_REQUIREMENTS_
Repeat exactly the lines of the entries below from the one with "Reproduce this screenshot" through the one with "leading-[40px] text-[#222] font-['Inter','Noto_Sans',sans-serif]", both ends included, and nothing else.

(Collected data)
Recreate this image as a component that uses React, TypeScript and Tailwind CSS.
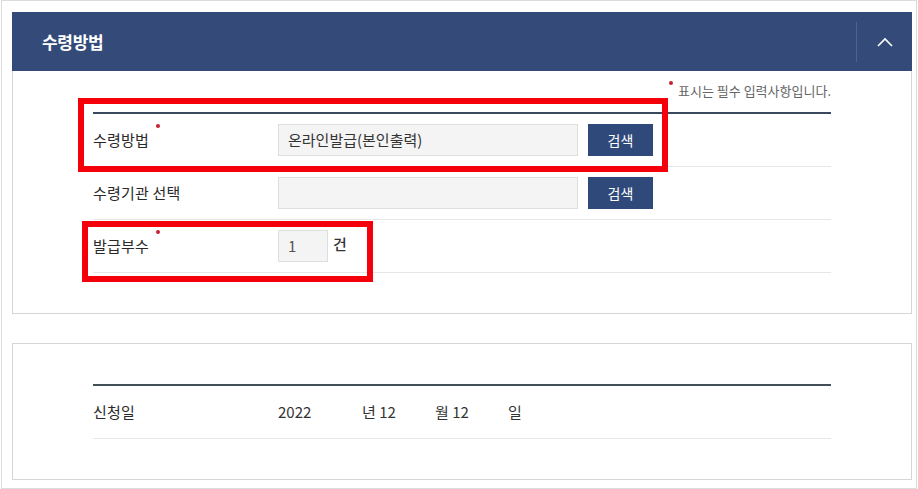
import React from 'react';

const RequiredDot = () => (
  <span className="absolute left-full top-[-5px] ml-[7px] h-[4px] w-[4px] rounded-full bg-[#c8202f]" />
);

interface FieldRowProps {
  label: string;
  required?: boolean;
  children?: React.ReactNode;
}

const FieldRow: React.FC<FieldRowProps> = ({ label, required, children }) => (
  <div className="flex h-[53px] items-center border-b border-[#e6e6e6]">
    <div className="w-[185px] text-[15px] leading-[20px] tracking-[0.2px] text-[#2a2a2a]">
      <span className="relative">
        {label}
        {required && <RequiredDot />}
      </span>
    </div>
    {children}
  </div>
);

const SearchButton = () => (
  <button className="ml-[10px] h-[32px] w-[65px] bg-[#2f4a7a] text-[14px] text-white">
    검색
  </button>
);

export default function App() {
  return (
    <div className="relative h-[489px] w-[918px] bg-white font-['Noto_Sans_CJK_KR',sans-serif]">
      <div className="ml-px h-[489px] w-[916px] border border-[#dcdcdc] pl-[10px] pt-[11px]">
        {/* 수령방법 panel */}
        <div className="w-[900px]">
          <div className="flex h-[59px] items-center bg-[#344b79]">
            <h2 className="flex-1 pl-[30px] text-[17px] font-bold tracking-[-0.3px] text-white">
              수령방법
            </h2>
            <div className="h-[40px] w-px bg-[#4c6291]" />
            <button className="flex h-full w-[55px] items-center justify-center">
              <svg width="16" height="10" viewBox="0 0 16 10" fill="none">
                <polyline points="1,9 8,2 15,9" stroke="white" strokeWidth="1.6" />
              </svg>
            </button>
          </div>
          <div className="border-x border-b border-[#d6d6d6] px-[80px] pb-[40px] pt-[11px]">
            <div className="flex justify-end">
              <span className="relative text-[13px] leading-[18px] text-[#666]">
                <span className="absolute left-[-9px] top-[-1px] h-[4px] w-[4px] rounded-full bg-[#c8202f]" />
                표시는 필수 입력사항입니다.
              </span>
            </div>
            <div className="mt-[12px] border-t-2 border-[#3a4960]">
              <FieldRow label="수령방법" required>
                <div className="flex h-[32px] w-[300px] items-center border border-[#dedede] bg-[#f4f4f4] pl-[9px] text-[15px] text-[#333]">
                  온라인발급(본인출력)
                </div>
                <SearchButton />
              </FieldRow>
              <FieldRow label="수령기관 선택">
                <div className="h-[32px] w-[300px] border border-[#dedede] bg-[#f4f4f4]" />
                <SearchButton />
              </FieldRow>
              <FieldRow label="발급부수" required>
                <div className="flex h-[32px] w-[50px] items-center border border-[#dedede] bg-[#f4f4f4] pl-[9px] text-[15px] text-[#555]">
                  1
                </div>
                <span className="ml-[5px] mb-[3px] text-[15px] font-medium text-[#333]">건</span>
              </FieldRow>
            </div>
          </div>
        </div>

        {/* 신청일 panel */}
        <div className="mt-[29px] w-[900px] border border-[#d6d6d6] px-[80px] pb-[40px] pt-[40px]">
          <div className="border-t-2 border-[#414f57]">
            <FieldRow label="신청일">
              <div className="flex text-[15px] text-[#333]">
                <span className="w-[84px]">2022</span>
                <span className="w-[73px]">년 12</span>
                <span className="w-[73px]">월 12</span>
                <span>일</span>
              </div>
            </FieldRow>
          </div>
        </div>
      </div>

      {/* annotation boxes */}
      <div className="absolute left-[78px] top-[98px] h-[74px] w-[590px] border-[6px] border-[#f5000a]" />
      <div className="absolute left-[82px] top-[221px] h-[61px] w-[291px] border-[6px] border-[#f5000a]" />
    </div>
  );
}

...

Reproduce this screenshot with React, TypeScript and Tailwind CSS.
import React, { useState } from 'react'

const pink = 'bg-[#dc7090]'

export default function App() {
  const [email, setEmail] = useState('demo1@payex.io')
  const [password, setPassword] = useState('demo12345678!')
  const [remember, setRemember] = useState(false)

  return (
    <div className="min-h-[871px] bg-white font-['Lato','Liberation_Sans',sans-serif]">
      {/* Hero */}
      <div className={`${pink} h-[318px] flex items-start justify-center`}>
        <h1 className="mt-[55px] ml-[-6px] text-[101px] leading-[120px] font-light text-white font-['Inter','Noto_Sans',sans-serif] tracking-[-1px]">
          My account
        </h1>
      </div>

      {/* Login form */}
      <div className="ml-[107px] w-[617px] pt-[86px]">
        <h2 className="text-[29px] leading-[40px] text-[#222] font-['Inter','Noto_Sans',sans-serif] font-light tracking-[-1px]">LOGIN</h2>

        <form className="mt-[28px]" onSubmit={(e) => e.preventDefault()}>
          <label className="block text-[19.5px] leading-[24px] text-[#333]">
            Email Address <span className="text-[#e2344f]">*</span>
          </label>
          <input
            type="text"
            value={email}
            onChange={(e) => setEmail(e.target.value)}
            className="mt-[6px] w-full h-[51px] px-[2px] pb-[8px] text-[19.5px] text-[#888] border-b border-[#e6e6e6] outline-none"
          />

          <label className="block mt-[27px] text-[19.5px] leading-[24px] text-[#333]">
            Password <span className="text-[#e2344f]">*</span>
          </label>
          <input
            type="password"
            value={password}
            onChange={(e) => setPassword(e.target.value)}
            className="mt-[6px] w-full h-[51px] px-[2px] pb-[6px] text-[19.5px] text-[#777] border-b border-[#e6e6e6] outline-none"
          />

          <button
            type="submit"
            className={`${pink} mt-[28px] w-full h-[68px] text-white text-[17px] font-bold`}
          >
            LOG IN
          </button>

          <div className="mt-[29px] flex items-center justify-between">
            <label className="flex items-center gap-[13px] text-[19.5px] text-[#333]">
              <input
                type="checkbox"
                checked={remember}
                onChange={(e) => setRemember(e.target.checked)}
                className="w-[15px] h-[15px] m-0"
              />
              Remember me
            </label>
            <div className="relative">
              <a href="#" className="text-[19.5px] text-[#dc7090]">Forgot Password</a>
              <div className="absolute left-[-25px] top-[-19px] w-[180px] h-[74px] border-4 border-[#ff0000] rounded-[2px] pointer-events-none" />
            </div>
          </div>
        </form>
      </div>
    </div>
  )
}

_RESPONSE TO THE TASK_
Reproduce this screenshot with React, TypeScript and Tailwind CSS.
import React, { useState } from 'react'

const pink = 'bg-[#dc7090]'

export default function App() {
  const [email, setEmail] = useState('demo1@payex.io')
  const [password, setPassword] = useState('demo12345678!')
  const [remember, setRemember] = useState(false)

  return (
    <div className="min-h-[871px] bg-white font-['Lato','Liberation_Sans',sans-serif]">
      {/* Hero */}
      <div className={`${pink} h-[318px] flex items-start justify-center`}>
        <h1 className="mt-[55px] ml-[-6px] text-[101px] leading-[120px] font-light text-white font-['Inter','Noto_Sans',sans-serif] tracking-[-1px]">
          My account
        </h1>
      </div>

      {/* Login form */}
      <div className="ml-[107px] w-[617px] pt-[86px]">
        <h2 className="text-[29px] leading-[40px] text-[#222] font-['Inter','Noto_Sans',sans-serif] font-light tracking-[-1px]">LOGIN</h2>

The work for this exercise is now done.